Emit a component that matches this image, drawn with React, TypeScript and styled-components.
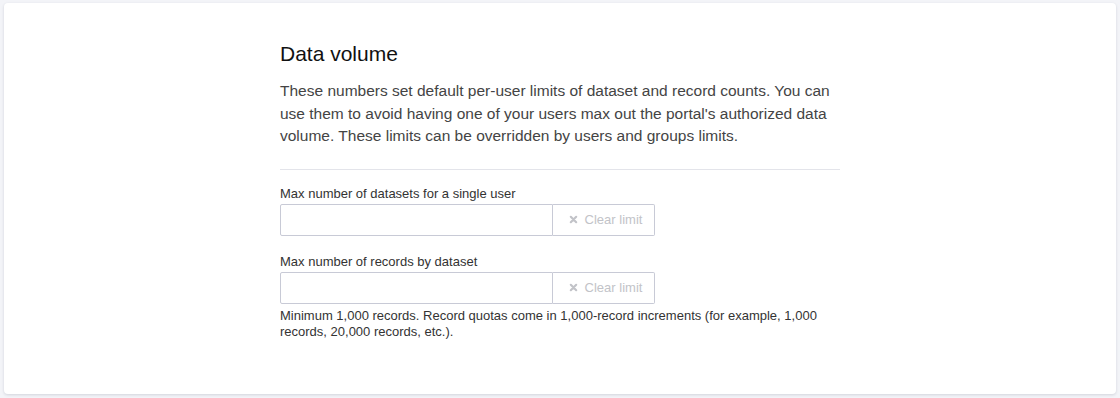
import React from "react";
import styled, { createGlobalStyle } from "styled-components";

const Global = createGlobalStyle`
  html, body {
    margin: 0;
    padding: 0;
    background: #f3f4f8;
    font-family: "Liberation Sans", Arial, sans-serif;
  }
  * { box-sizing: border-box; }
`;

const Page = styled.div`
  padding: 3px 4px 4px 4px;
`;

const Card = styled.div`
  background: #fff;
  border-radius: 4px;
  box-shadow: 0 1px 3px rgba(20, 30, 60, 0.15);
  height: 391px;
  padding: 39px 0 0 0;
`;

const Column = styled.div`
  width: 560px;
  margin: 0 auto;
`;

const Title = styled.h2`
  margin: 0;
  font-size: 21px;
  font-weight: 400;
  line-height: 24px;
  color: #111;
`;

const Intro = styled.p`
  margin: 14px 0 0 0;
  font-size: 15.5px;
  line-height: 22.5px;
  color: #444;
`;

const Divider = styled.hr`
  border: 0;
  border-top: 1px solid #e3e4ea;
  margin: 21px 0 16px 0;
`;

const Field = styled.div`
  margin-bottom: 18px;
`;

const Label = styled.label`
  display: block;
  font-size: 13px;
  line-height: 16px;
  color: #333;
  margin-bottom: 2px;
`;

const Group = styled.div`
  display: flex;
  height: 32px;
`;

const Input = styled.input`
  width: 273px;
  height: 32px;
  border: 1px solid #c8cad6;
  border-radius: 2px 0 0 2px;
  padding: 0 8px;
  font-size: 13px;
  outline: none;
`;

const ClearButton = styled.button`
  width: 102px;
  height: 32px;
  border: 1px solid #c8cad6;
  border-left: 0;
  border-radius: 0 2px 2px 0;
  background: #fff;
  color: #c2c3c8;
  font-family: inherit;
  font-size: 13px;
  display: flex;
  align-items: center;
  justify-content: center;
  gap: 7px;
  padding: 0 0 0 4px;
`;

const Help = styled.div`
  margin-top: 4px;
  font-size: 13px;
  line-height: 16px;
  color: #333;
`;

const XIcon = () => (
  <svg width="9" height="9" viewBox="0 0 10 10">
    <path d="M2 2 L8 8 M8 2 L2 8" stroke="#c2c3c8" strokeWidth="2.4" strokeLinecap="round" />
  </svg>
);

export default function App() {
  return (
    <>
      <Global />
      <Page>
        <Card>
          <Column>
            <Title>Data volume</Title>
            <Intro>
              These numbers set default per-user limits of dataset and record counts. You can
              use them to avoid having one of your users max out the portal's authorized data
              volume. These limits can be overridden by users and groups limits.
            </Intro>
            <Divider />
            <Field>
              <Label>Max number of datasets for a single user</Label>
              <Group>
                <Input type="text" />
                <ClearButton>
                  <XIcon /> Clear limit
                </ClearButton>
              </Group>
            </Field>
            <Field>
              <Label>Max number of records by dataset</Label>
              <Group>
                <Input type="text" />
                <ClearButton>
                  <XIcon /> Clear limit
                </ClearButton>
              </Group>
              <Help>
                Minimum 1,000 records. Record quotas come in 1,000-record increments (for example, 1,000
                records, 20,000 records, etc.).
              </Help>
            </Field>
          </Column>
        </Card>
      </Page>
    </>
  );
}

──────

Quote the material exactly. Pictures stay out.

Emit a component that matches this image, drawn with React, TypeScript and styled-components.
import React from "react";
import styled, { createGlobalStyle } from "styled-components";

const Global = createGlobalStyle`
  html, body {
    margin: 0;
    padding: 0;
    background: #f3f4f8;
    font-family: "Liberation Sans", Arial, sans-serif;
  }
  * { box-sizing: border-box; }
`;

const Page = styled.div`
  padding: 3px 4px 4px 4px;
`;

const Card = styled.div`
  background: #fff;
  border-radius: 4px;
  box-shadow: 0 1px 3px rgba(20, 30, 60, 0.15);
  height: 391px;
  padding: 39px 0 0 0;
`;

const Column = styled.div`
  width: 560px;
  margin: 0 auto;
`;

const Title = styled.h2`
  margin: 0;
  font-size: 21px;
  font-weight: 400;
  line-height: 24px;
  color: #111;
`;

const Intro = styled.p`
  margin: 14px 0 0 0;
  font-size: 15.5px;
  line-height: 22.5px;
  color: #444;
`;

const Divider = styled.hr`
  border: 0;
  border-top: 1px solid #e3e4ea;
  margin: 21px 0 16px 0;
`;

const Field = styled.div`
  margin-bottom: 18px;
`;

const Label = styled.label`
  display: block;
  font-size: 13px;
  line-height: 16px;
  color: #333;
  margin-bottom: 2px;
`;

const Group = styled.div`
  display: flex;
  height: 32px;
`;

const Input = styled.input`
  width: 273px;
  height: 32px;
  border: 1px solid #c8cad6;
  border-radius: 2px 0 0 2px;
  padding: 0 8px;
  font-size: 13px;
  outline: none;
`;

const ClearButton = styled.button`
  width: 102px;
  height: 32px;
  border: 1px solid #c8cad6;
  border-left: 0;
  border-radius: 0 2px 2px 0;
  background: #fff;
  color: #c2c3c8;
  font-family: inherit;
  font-size: 13px;
  display: flex;
  align-items: center;
  justify-content: center;
  gap: 7px;
  padding: 0 0 0 4px;
`;

const Help = styled.div`
  margin-top: 4px;
  font-size: 13px;
  line-height: 16px;
  color: #333;
`;

const XIcon = () => (
  <svg width="9" height="9" viewBox="0 0 10 10">
    <path d="M2 2 L8 8 M8 2 L2 8" stroke="#c2c3c8" strokeWidth="2.4" strokeLinecap="round" />
  </svg>
);

export default function App() {
  return (
    <>
      <Global />
      <Page>
        <Card>
          <Column>
            <Title>Data volume</Title>
            <Intro>
              These numbers set default per-user limits of dataset and record counts. You can
              use them to avoid having one of your users max out the portal's authorized data
              volume. These limits can be overridden by users and groups limits.
            </Intro>
            <Divider />
            <Field>
              <Label>Max number of datasets for a single user</Label>
              <Group>
                <Input type="text" />
                <ClearButton>
                  <XIcon /> Clear limit
                </ClearButton>
              </Group>
            </Field>
            <Field>
              <Label>Max number of records by dataset</Label>
              <Group>
                <Input type="text" />
                <ClearButton>
                  <XIcon /> Clear limit
                </ClearButton>
              </Group>
              <Help>
                Minimum 1,000 records. Record quotas come in 1,000-record increments (for example, 1,000
                records, 20,000 records, etc.).
              </Help>
            </Field>
          </Column>
        </Card>
      </Page>
    </>
  );
}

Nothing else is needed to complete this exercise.